Em dicionariodegeneros.com.br, parceria do Afroreggae com a agência Artplan, foi montado um conteúdo multimídia e colaborativo que difere questões de gênero e de sexualidade. Os verbetes foram escritos por quem se define fora do padrão, como uma maneira de dar voz a quem, até então, era marginalizado socialmente por não se encaixar em um estereótipo preconcebido pela sociedade.

Duas perguntas // João Jardim  
Os trans enfrentam preconceito até mesmo no meio LGBT. Como trabalhar com temática tão sensível e urgente?

Precisei estudar e me preparar para fazer a série. Esse patrulhamento que existe dentro do próprio meio trans e LGBT é muito forte, de dizer que você não é trans porque não mudou o corpo. O que a tentamos mostrar, por isso o nome da série, é que as pessoas precisam de liberdade de se identificar com aquilo que elas mais se apropriam e são, não precisam seguir nenhum rótulo.

Qual recorte que fez nos casos escolhidos para a produção?

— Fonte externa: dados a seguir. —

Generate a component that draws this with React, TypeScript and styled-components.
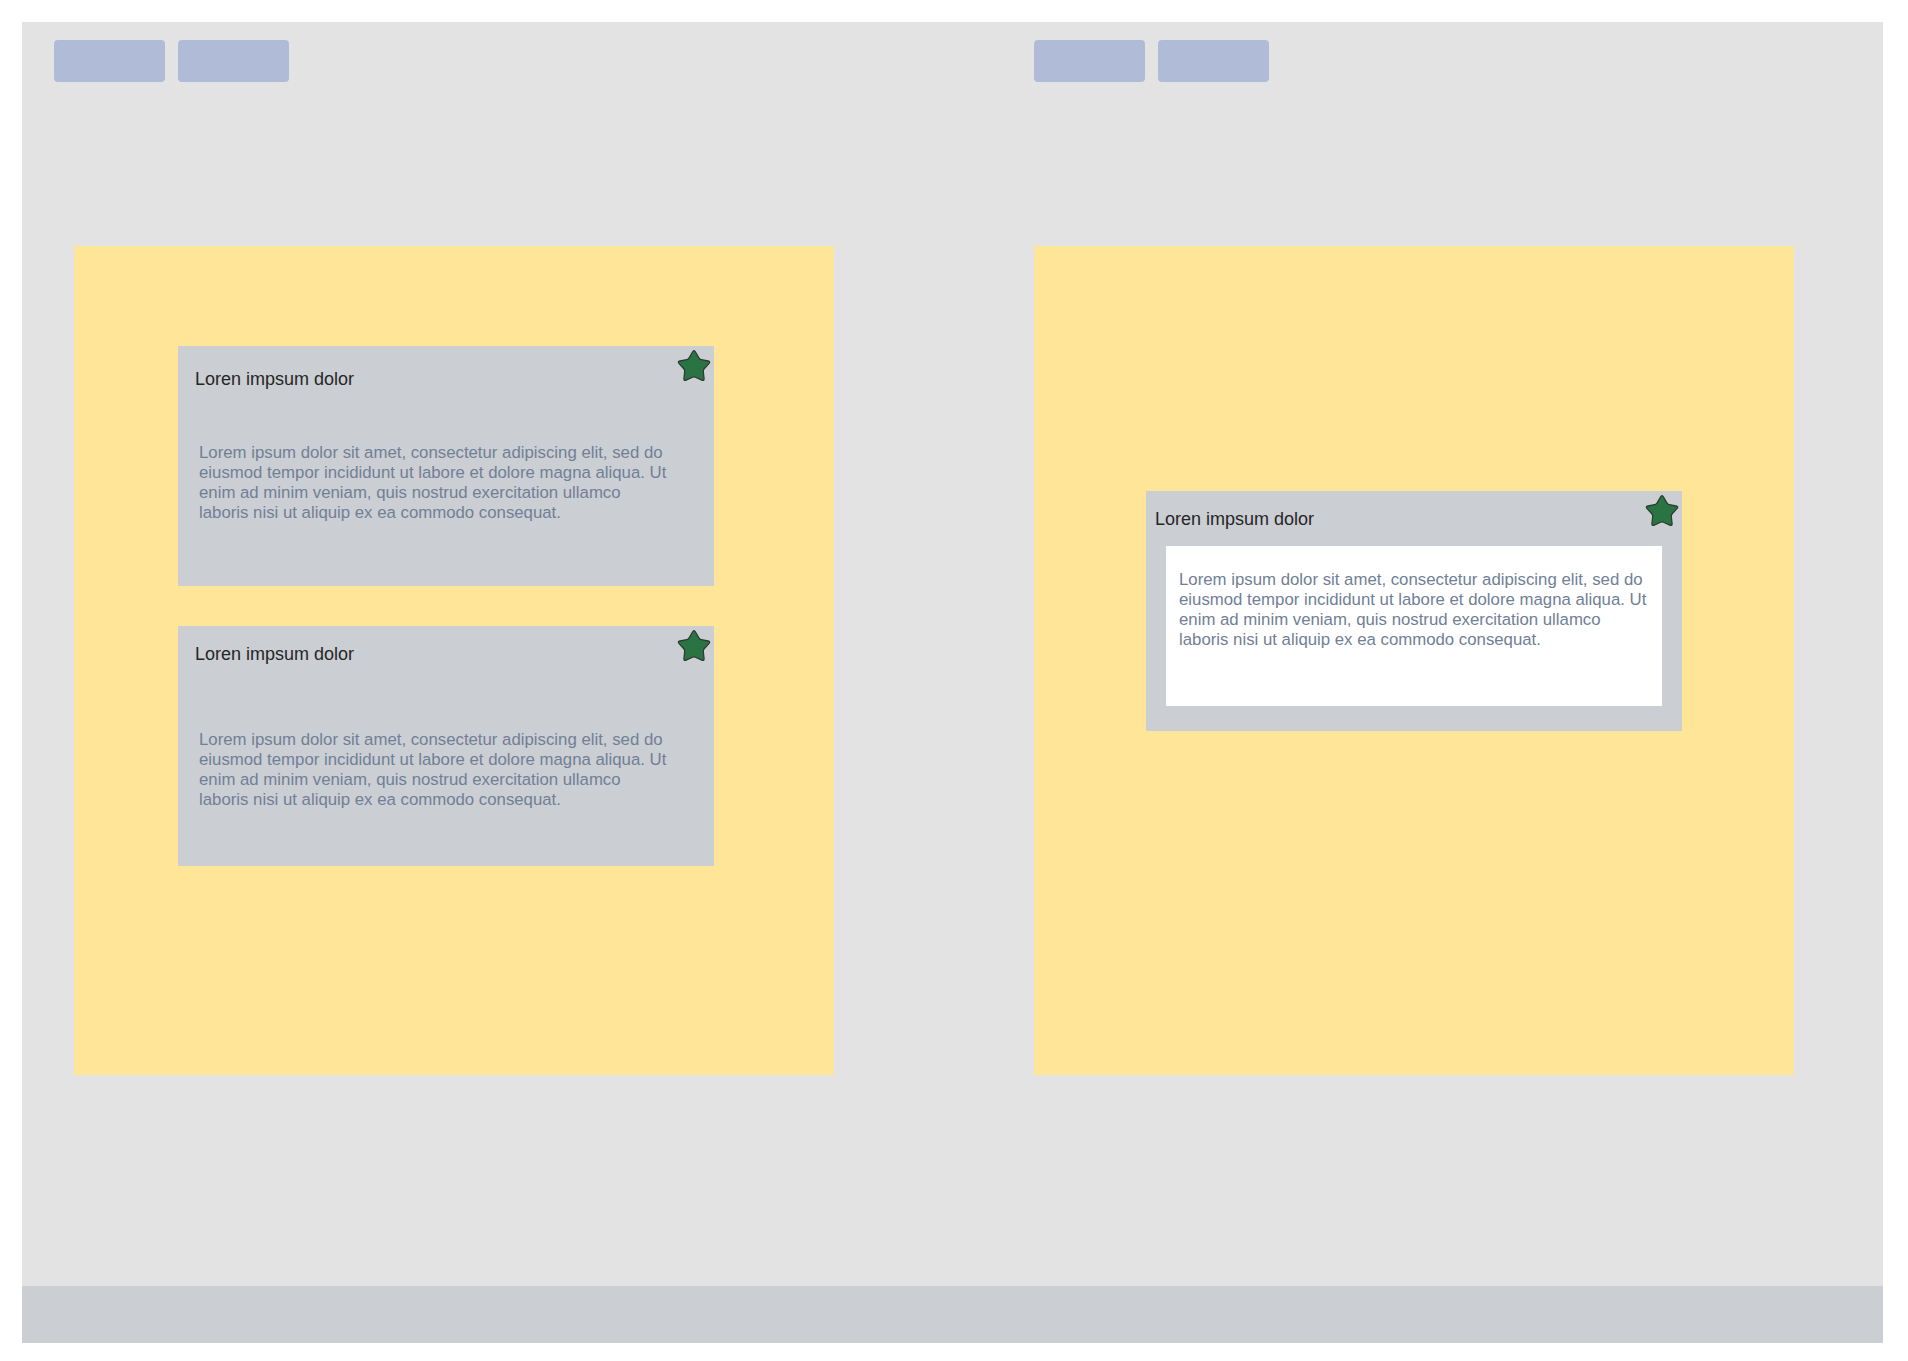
import React from "react";
import styled, { createGlobalStyle } from "styled-components";

const GlobalStyle = createGlobalStyle`
  html, body {
    margin: 0;
    padding: 0;
    background: #ffffff;
  }
  body {
    font-family: "Liberation Sans", Arial, sans-serif;
  }
  * { box-sizing: border-box; }
`;

const Frame = styled.div`
  width: 1861px;
  margin: 22px 25px 18px 22px;
  display: flex;
  flex-direction: column;
`;

const Main = styled.main`
  height: 1264px;
  background: #e3e3e3;
  display: grid;
  grid-template-columns: 980px 1fr;
  padding: 18px 0 0 32px;
`;

const Half = styled.section`
  display: flex;
  flex-direction: column;
  align-items: flex-start;
`;

const ButtonBar = styled.div`
  display: flex;
  gap: 13px;
`;

const ToolButton = styled.button`
  width: 111px;
  height: 42px;
  border: none;
  border-radius: 4px;
  background: #b0bcd7;
  padding: 0;
`;

const Panel = styled.div<{ $offsetLeft: number; $padTop: number; $padLeft: number }>`
  width: 760px;
  height: 829px;
  margin: 164px 0 0 ${(p) => p.$offsetLeft}px;
  padding: ${(p) => p.$padTop}px 0 0 ${(p) => p.$padLeft}px;
  background: #fee597;
  display: flex;
  flex-direction: column;
  gap: 40px;
`;

const Card = styled.div`
  position: relative;
  width: 536px;
  height: 240px;
  background: #cbced3;
  display: flex;
  flex-direction: column;
  align-items: flex-start;
`;

const Title = styled.h3<{ $top: number; $left: number }>`
  margin: ${(p) => p.$top}px 0 0 ${(p) => p.$left}px;
  font-family: "Liberation Sans", Arial, sans-serif;
  font-weight: 400;
  font-size: 18px;
  line-height: normal;
  color: #262626;
`;

const Body = styled.p<{ $top: number }>`
  margin: ${(p) => p.$top}px 0 0 21px;
  width: 472px;
  font-family: "Liberation Sans", Arial, sans-serif;
  font-size: 16.8px;
  line-height: 1.2;
  color: #718096;
`;

const WhiteBox = styled.div`
  margin: 16px 0 0 20px;
  width: 496px;
  height: 160px;
  background: #ffffff;
  padding: 24px 11px 0 13px;
`;

const BoxText = styled.p`
  margin: 0;
  font-family: "Liberation Sans", Arial, sans-serif;
  font-size: 16.8px;
  line-height: 1.2;
  color: #718096;
`;

const StarBadge = styled.svg`
  position: absolute;
  top: 2px;
  right: 2px;
  width: 36px;
  height: 36px;
`;

const Footer = styled.footer`
  height: 57px;
  background: #cbced3;
`;

function starPath(): string {
  const cx = 18;
  const cy = 19;
  const R = 17.6;
  const r = 9.6;
  const pts: [number, number][] = [];
  for (let i = 0; i < 10; i++) {
    const ang = (-90 + i * 36) * (Math.PI / 180);
    const rad = i % 2 === 0 ? R : r;
    pts.push([cx + rad * Math.cos(ang), cy + rad * Math.sin(ang)]);
  }
  const n = pts.length;
  let d = "";
  for (let i = 0; i < n; i++) {
    const v = pts[i];
    const a = pts[(i - 1 + n) % n];
    const b = pts[(i + 1) % n];
    const t = i % 2 === 0 ? 0.24 : 0.14;
    const p1 = [v[0] + (a[0] - v[0]) * t, v[1] + (a[1] - v[1]) * t];
    const p2 = [v[0] + (b[0] - v[0]) * t, v[1] + (b[1] - v[1]) * t];
    d += `${i === 0 ? "M" : "L"}${p1[0].toFixed(2)} ${p1[1].toFixed(2)} Q${v[0].toFixed(2)} ${v[1].toFixed(2)} ${p2[0].toFixed(2)} ${p2[1].toFixed(2)} `;
  }
  return d + "Z";
}

const STAR_D = starPath();

const Star = () => (
  <StarBadge viewBox="0 0 36 36" aria-hidden="true">
    <path d={STAR_D} fill="#2a7443" stroke="#2f3b33" strokeWidth="1.3" strokeLinejoin="round" />
  </StarBadge>
);

const LOREM =
  "Lorem ipsum dolor sit amet, consectetur adipiscing elit, sed do eiusmod tempor incididunt ut labore et dolore magna aliqua. Ut enim ad minim veniam, quis nostrud exercitation ullamco laboris nisi ut aliquip ex ea commodo consequat.";

export default function App() {
  return (
    <>
      <GlobalStyle />
      <Frame>
        <Main>
          <Half>
            <ButtonBar>
              <ToolButton aria-label="button" />
              <ToolButton aria-label="button" />
            </ButtonBar>
            <Panel $offsetLeft={20} $padTop={100} $padLeft={104}>
              <Card>
                <Star />
                <Title $top={23} $left={17}>Loren impsum dolor</Title>
                <Body $top={53}>{LOREM}</Body>
              </Card>
              <Card>
                <Star />
                <Title $top={18} $left={17}>Loren impsum dolor</Title>
                <Body $top={65}>{LOREM}</Body>
              </Card>
            </Panel>
          </Half>
          <Half>
            <ButtonBar>
              <ToolButton aria-label="button" />
              <ToolButton aria-label="button" />
            </ButtonBar>
            <Panel $offsetLeft={0} $padTop={245} $padLeft={112}>
              <Card>
                <Star />
                <Title $top={18} $left={9}>Loren impsum dolor</Title>
                <WhiteBox>
                  <BoxText>{LOREM}</BoxText>
                </WhiteBox>
              </Card>
            </Panel>
          </Half>
        </Main>
        <Footer />
      </Frame>
    </>
  );
}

Temos casos que são mais duros, mas procuramos por um olhar diferenciado, trazer pessoas que conseguiram superar as dificuldades e serem aceitas. Uma questão grave é a da empregabilidade dos transgêneros, ainda muito baixa. Amanda fala, no episódio, que só poderia trabalhar em telemarketing. Elas têm pouca oportunidade de trabalho. Tentemos mostrar que é possível ter uma vida normal. Não escolhi, por exemplo, personagens que tenha sofrido violência física, pelo contrário. Elas têm orgulho e falam que foi difícil, sofreram muitas humilhações, mas que isso as fizeram mais fortes.